Photo courtesy of Work and Serve Productions
Kudi off-stage, waiting for his train
Kudi off-stage, waiting for his train
Releasing this documentary is only one of the big moves Kudi is making this fall. He’s also about to anchor a new creative home in downtown Minneapolis. Roxy’s Cabaret is a brand-new venue scheduled to open by Halloween in the former Ichiban space on the southernmost end of Nicollet Mall. The historic Japanese steak house is being transformed. The blue roof will be replaced by two enclosed rooftop lounges, with a third that can be opened when weather permits. The ground floor will be split between the Nicollet Diner (which is moving from a few blocks over and will continue to be open 24 hours) and a 125-seat state-of-the-art drag theater. Local drag legend Nina DiAngelo is managing the spot. DiAngelo was a mentor to BeBe and is now another of her besties—so Roxy’s will be BeBe’s new home.
“Monica [West], BeBe, and me—when we were the Ladies of LaFemme at the [Gay] 90’s, it was a big deal. Everyone said it was the best drag show between the coasts,” explains DiAngelo, born Jamie Olsen, whom I talk to on the phone while he supervises construction at Roxy’s. “When we left [in 2015], it was a big deal. It wasn’t an amicable split. We had issues with how we were treated. Look, the 90’s is why I am where I am. It’s an institution, and we’re not going to be in competition with them. We’re going to be something else, more Vegas-like, really high production values. When BeBe said we would be her home base, that was it. I knew we would be big, national, tourist destination, all that.”
Whether BeBe will appear at Roxy’s quarterly or weekly when she’s in town, or whether Roxy’s will be to BeBe something like the Paisley Park dance club was to Prince, just a place she might pop into whenever she has the time and feels like it, remains to be seen. But the tradition of great entertainers being associated with venues is not uncommon—like Eartha Kitt reliably at the Carlyle or Dizzy Gillespie popping up unexpectedly at the Blue Note. If all of BeBe’s friends are doing something fun with a nice dressing room and great lighting right near her house, why wouldn’t drag fans make a point of hanging out there just in case?
Speaking of an expanding Minnesota presence, lately Kudi has been thinking he’d like to get married and have two kids. So if you know anyone. . .
“I could film a Dating Game for BeBe here in Minnesota. You know that would be a hit!” Kudi tells me, lifting his black wool porkpie hat briefly off his head to make room for a laugh that needs that much room.
As our time runs out, Kudi suggests that the two of us could throw the most fabulous party, and of course I say we must. A black and white ball; a red ball, like he’s thrown in L.A.; a masquerade ball? Everyone invited. We’d celebrate BeBe’s 20th birthday. We’d celebrate the Minneapolis we all want, the one that’s so beyond fabulous because everyone is invited.

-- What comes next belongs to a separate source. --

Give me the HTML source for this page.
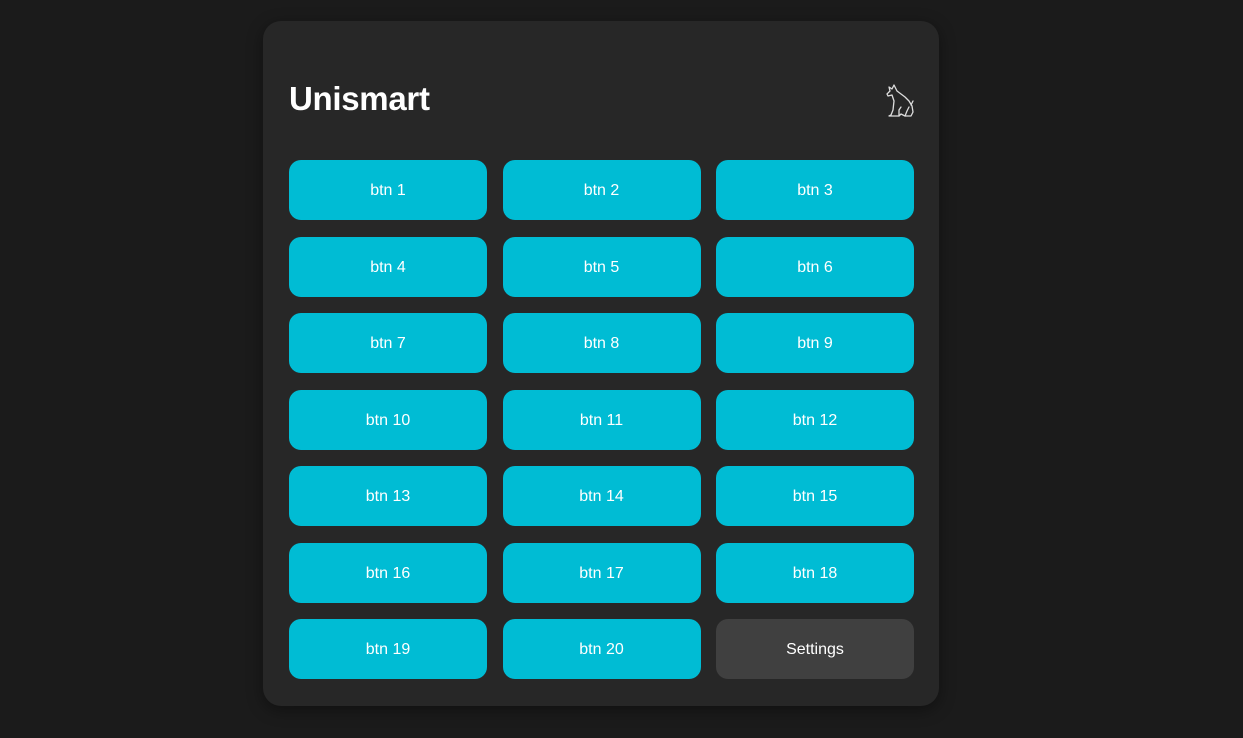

“After everything we’ve been through, I just want people to see how beautiful Minneapolis is in so many ways—I want to bring back the special of Minneapolis,” says Kudi as we leave our interview. When emphasizing “the special,” he uses one hand to circle and pluck a bit of air in front of him, as if pulling a bit of magic out of a crystal ball.
“If you see Minneapolis the way I see Minneapolis, then you see something special. It just needs a little BeBe zhuzh,” he says, using the all-purpose word that means sparkle, vision, and glamorous transformation. “This city allowed me to be me. This is where I was born. Now I am going to do what I can to allow Minneapolis to be the best Minneapolis it can be. Inside, Minneapolis still has its spark, and it can be born again here too.”